▸ **Written instruction**
Write out the listing below exactly, and omit any images you find in it.

▸ **Source material**
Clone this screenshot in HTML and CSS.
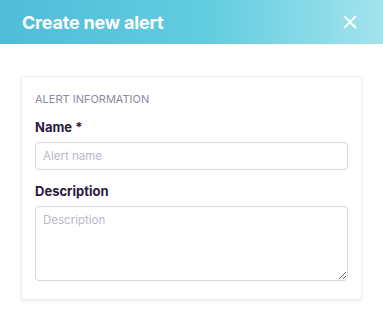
FILE: index.html
```html
<!DOCTYPE html>
<html lang="en">
<head>
    <meta charset="UTF-8">
    <meta name="viewport" content="width=device-width, initial-scale=1.0">
    <title>Create new alert</title>
    <link rel="stylesheet" href="styles.css">
</head>
<body>
    <div class="modal-header">
        <h1>Create new alert</h1>
        <button class="close-btn" aria-label="Close">
            <svg width="14" height="14" viewBox="0 0 14 14">
                <path d="M1.5 1.5 L12.5 12.5 M12.5 1.5 L1.5 12.5" stroke="#fff" stroke-width="1.8" stroke-linecap="round"/>
            </svg>
        </button>
    </div>

    <div class="modal-body">
        <div class="card">
            <h2>Alert information</h2>
            <div class="form-group">
                <label for="alertName">Name *</label>
                <input type="text" id="alertName" placeholder="Alert name">
            </div>
            <div class="form-group">
                <label for="alertDesc">Description</label>
                <textarea id="alertDesc" placeholder="Description"></textarea>
            </div>
        </div>
    </div>
</body>
</html>
```

FILE: styles.css
```css
body {
    font-family: Inter, "Noto Sans", sans-serif;
    margin: 0;
    background-color: #fff;
    width: 383px;
}
.modal-header {
    height: 44px;
    display: flex;
    align-items: center;
    justify-content: space-between;
    padding: 0 22px;
    background: linear-gradient(90deg, #4fbcd9 0%, #63cde0 55%, #a3e3ed 100%);
}
.modal-header h1 {
    margin: 0;
    color: #fff;
    font-size: 18px;
    font-weight: 700;
    letter-spacing: -0.2px;
}
.close-btn {
    background: none;
    border: none;
    padding: 0;
    margin-right: 4px;
    width: 14px;
    height: 14px;
    cursor: pointer;
    display: flex;
}
.modal-body {
    padding: 32px 21px 20px 21px;
}
.card {
    border: 1px solid #efeef3;
    box-shadow: 0 1px 3px rgba(40, 30, 80, 0.08);
    background-color: #fff;
    padding: 15px 13px 18px 13px;
}
.card h2 {
    margin: 0 0 13px 0;
    font-size: 11px;
    font-weight: 400;
    text-transform: uppercase;
    color: #8d89a6;
    letter-spacing: 0;
}
.form-group {
    margin-bottom: 13px;
}
.form-group:last-child {
    margin-bottom: 0;
}
label {
    display: block;
    font-size: 13px;
    font-weight: 700;
    color: #2b1b40;
    margin-bottom: 7px;
}
input, textarea {
    display: block;
    box-sizing: border-box;
    width: 100%;
    border: 1px solid #d8d5e2;
    border-radius: 4px;
    padding: 6px 7px;
    font-family: Inter, "Noto Sans", sans-serif;
    font-size: 11.5px;
    color: #2b1b40;
    margin: 0;
}
input {
    height: 28px;
}
textarea {
    height: 75px;
    resize: vertical;
}
input::placeholder, textarea::placeholder {
    color: #bbb7cc;
}
```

▸ **Written response**
Clone this screenshot in HTML and CSS.
FILE: index.html
```html
<!DOCTYPE html>
<html lang="en">
<head>
    <meta charset="UTF-8">
    <meta name="viewport" content="width=device-width, initial-scale=1.0">
    <title>Create new alert</title>
    <link rel="stylesheet" href="styles.css">
</head>
<body>
    <div class="modal-header">
        <h1>Create new alert</h1>
        <button class="close-btn" aria-label="Close">
            <svg width="14" height="14" viewBox="0 0 14 14">
                <path d="M1.5 1.5 L12.5 12.5 M12.5 1.5 L1.5 12.5" stroke="#fff" stroke-width="1.8" stroke-linecap="round"/>
            </svg>
        </button>
    </div>

    <div class="modal-body">
        <div class="card">
            <h2>Alert information</h2>
            <div class="form-group">
                <label for="alertName">Name *</label>
                <input type="text" id="alertName" placeholder="Alert name">
            </div>
            <div class="form-group">
                <label for="alertDesc">Description</label>
                <textarea id="alertDesc" placeholder="Description"></textarea>
            </div>
        </div>
    </div>
</body>
</html>
```

FILE: styles.css
```css
body {
    font-family: Inter, "Noto Sans", sans-serif;
    margin: 0;
    background-color: #fff;
    width: 383px;
}
.modal-header {
    height: 44px;
    display: flex;
    align-items: center;
    justify-content: space-between;
    padding: 0 22px;
    background: linear-gradient(90deg, #4fbcd9 0%, #63cde0 55%, #a3e3ed 100%);
}
.modal-header h1 {
    margin: 0;
    color: #fff;
    font-size: 18px;
    font-weight: 700;
    letter-spacing: -0.2px;
}
.close-btn {
    background: none;
    border: none;
    padding: 0;
    margin-right: 4px;
    width: 14px;
    height: 14px;
    cursor: pointer;
    display: flex;
}
.modal-body {
    padding: 32px 21px 20px 21px;
}
.card {
    border: 1px solid #efeef3;
    box-shadow: 0 1px 3px rgba(40, 30, 80, 0.08);
    background-color: #fff;
    padding: 15px 13px 18px 13px;
}
.card h2 {
    margin: 0 0 13px 0;
    font-size: 11px;
    font-weight: 400;
    text-transform: uppercase;
    color: #8d89a6;
    letter-spacing: 0;
}
.form-group {
    margin-bottom: 13px;
}
.form-group:last-child {
    margin-bottom: 0;
}
label {
    display: block;
    font-size: 13px;
    font-weight: 700;
    color: #2b1b40;
    margin-bottom: 7px;
}
input, textarea {
    display: block;
    box-sizing: border-box;
    width: 100%;
    border: 1px solid #d8d5e2;
    border-radius: 4px;
    padding: 6px 7px;
    font-family: Inter, "Noto Sans", sans-serif;
    font-size: 11.5px;
    color: #2b1b40;
    margin: 0;
}
input {
    height: 28px;
}
textarea {
    height: 75px;
    resize: vertical;
}
input::placeholder, textarea::placeholder {
    color: #bbb7cc;
}
```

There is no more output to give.